I'm sure Vickie Kennedy has her own image, looking, seeing Teddy looking so alive in a sailboat, out in the cape.
For the family, for the family, you will all find your own images, whether it's remembering his smile, his laugh or that touch in the shoulder or running his hand down your cheek. Or, just feeling like someone is looking, and turn and see him just smiling at you, from a distance, just looking at you. Or when you saw the sheer joy that crossed his face the moment he knew he was about to get up and take the stage on the Senate floor and start a fight.

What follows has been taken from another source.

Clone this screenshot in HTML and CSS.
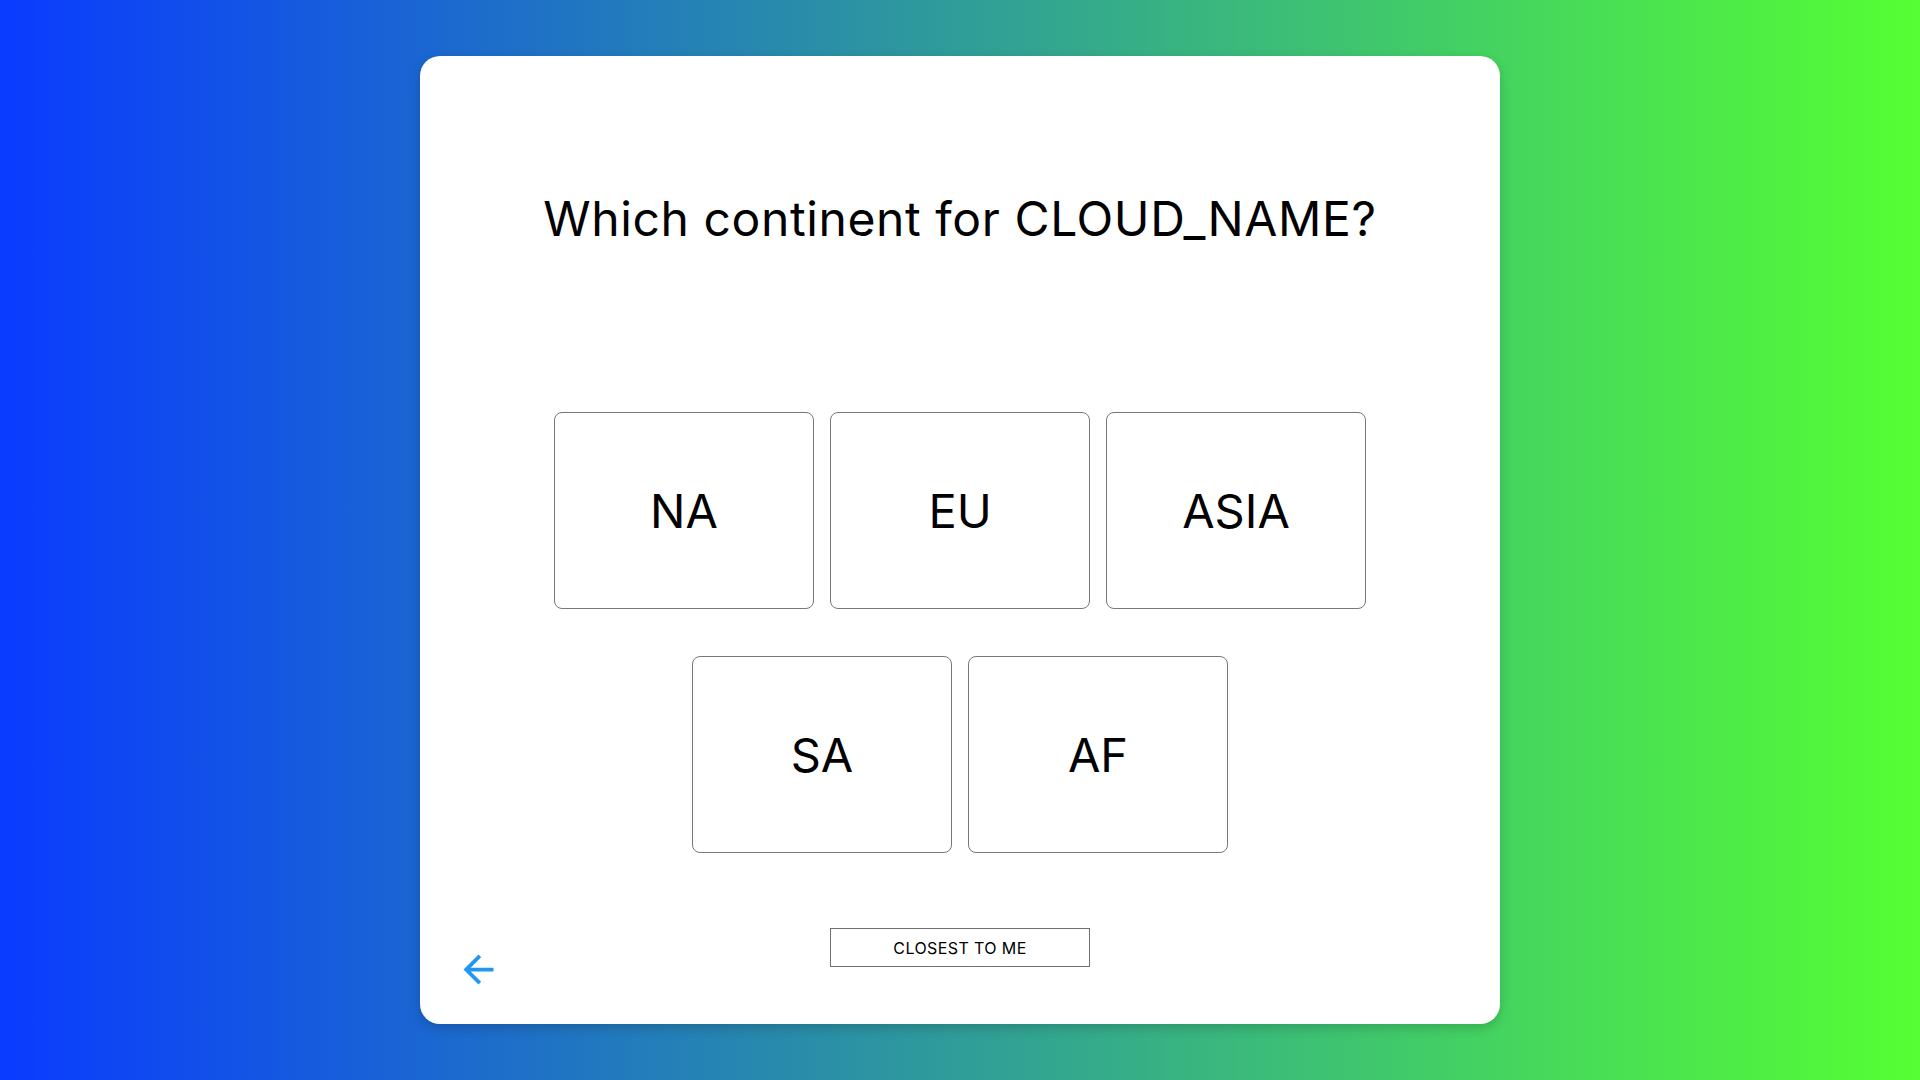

[13:55:05] God, he loved it.
So, to Cindy, the kids, Doug, Andy, Cindy, Meghan, Jack, Bridgette -- and I know she's not here, but to Mrs. McCain, we know how difficult it is to bury a child, Mrs. McCain. My heart goes out to you. I know right now, the pain you all are feeling is so sharp and so hollowing. John's absence is all consuming for all of you right now. It's like being sucked into a black hole inside your chest. It's frightening. But, I know something else, unfortunately, from experience. There's nothing anyone can say or do to ease the pain right now. But I pray, I pray you take some comfort knowing that, because you shared John with all of us, your whole life, the world now shares with you in the ache of John's death. Look around this magnificent place. Look what you saw coming from the state capitol yesterday. It's hard to stand there, but part of it, part of it was, at least it was for me, with Beau, standing in the state capitol, you knew. It was genuine. It was deep. He touched so many lives. I've gotten calls not just because people knew we were friends, not just from people around the country, but leaders around the world calling. I'm getting all these sympathy letters. I mean, hundreds of them. And tweets.

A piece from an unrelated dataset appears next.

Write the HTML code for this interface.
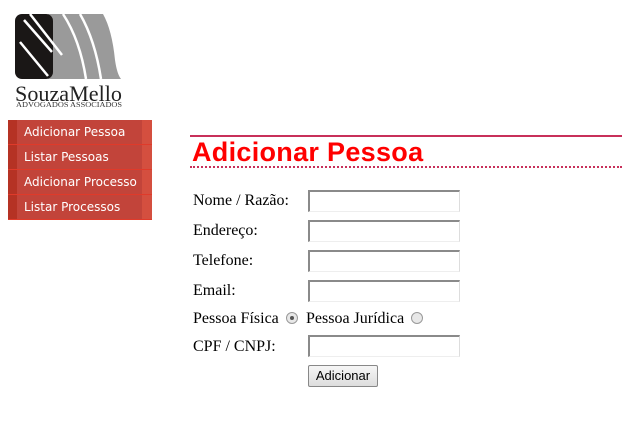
<!DOCTYPE html>
<html><head><meta charset="utf-8"><style>
*{margin:0;padding:0;box-sizing:border-box}
body{width:622px;height:426px;background:#fff;position:relative;overflow:hidden;font-family:"Liberation Serif",serif}
.abs{position:absolute}
.menu div{position:absolute;left:8px;width:144px;height:25px;background:#c2443a;color:#fff;font:12px "DejaVu Sans",sans-serif;line-height:24px;padding-left:16px;border-bottom:1px solid #e03a2a}
.menu div:before{content:"";position:absolute;left:0;top:0;width:9px;height:100%;background:#b53224}
.menu div:after{content:"";position:absolute;right:0;top:0;width:10px;height:100%;background:#d44f3f}
.lbl{position:absolute;left:193px;font-size:16px;color:#000}
.inp{position:absolute;left:308px;width:152px;height:22px;border:1px solid #999;border-right-color:#ddd;border-bottom-color:#eee;border-top:2px solid #8a8a8a;border-left:2px solid #8a8a8a;background:#fff}
.radio{position:absolute;width:12px;height:12px;border-radius:50%;border:1px solid #999;background:#e8e8e8}
</style></head><body>
<svg class="abs" style="left:0;top:0" width="140" height="110">
<path d="M48 14 L103 14 Q112 30 115 60 Q117 74 121 79 L48 79 Z" fill="#9a9a9a"/>
<rect x="15" y="14" width="38" height="65" rx="7" fill="#1a1716"/>
<path d="M24 20 L52 52 M20 42 L48 76 M30 14 L62 55 M63 14 Q80 40 86 79 M80 14 Q95 40 101 79" stroke="#fff" stroke-width="2.5" fill="none"/>
<text x="15" y="101" font-family="Liberation Serif,serif" font-size="22" fill="#222" textLength="107" lengthAdjust="spacingAndGlyphs">SouzaMello</text>
<text x="16" y="107" font-family="Liberation Serif,serif" font-size="7" fill="#333" textLength="106" lengthAdjust="spacingAndGlyphs">ADVOGADOS ASSOCIADOS</text>
</svg>
<div class="menu">
<div style="top:120px">Adicionar Pessoa</div>
<div style="top:145px">Listar Pessoas</div>
<div style="top:170px">Adicionar Processo</div>
<div style="top:195px">Listar Processos</div>
</div>
<div class="abs" style="left:190px;top:135px;width:432px;height:2px;background:#c8305a"></div>
<div class="abs" style="left:192px;top:137px;font:bold 27px 'Liberation Sans',sans-serif;color:#f00;letter-spacing:0.3px">Adicionar Pessoa</div>
<div class="abs" style="left:190px;top:166px;width:432px;border-top:2px dotted #c8305a"></div>
<div class="lbl" style="top:192px">Nome / Razão:</div>
<div class="inp" style="top:190px"></div>
<div class="lbl" style="top:222px">Endereço:</div>
<div class="inp" style="top:220px"></div>
<div class="lbl" style="top:252px">Telefone:</div>
<div class="inp" style="top:250px"></div>
<div class="lbl" style="top:282px">Email:</div>
<div class="inp" style="top:280px"></div>
<div class="lbl" style="top:310px">Pessoa Física</div>
<div class="radio" style="left:286px;top:312px"><div style="width:4px;height:4px;border-radius:50%;background:#555;margin:3px"></div></div>
<div class="lbl" style="left:306px;top:310px">Pessoa Jurídica</div>
<div class="radio" style="left:411px;top:312px"></div>
<div class="lbl" style="top:338px">CPF / CNPJ:</div>
<div class="inp" style="top:335px"></div>
<div class="abs" style="left:308px;top:365px;width:70px;height:22px;border:1px solid #888;border-radius:2px;background:linear-gradient(#f6f6f6,#ddd);font:13px 'Liberation Sans',sans-serif;text-align:center;line-height:20px">Adicionar</div>
</body></html>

Character is destiny. John had character.
While others will miss his leadership, passion, even his stubbornness, you are going to miss that hand on your shoulder.
Family, you are going to miss the man, faithful man as he was, who you knew would literally give his life away. And for that, there's no bond but time. Time and your memories of a life lived well and lived fully. I make you a promise, I promise you, the time will come, that what's going to happen is six months will go by and everybody is going to think, well, it's passed. But you are going to ride by that field or smell that fragrance or see that flashing image, and you are going to feel like you did the day you got the news. But you know you are going to make it. The image of your dad, your husband, your friend, it crosses your mind and a smile comes to your lip before a tear to your eye. That's who you know. I promise you, I give you my word, I promise you, this I know, that day will come. That day will come.
You know, I'm sure if my former colleagues who work with John, I'm sure there's people who said to you not only now, but the last 10 years, explain this guy to me.
Right? Explain this guy to me. Because, as they looked at him, in one sense, they admired him, but in one sense, the way things changed so much in America, they look at him as if John came from another age, lived by a different code, an ancient, antiquated code where honor, courage, character, integrity, duty, were alive. That was obvious how John lived his life. The truth is, John's code was ageless. Is ageless.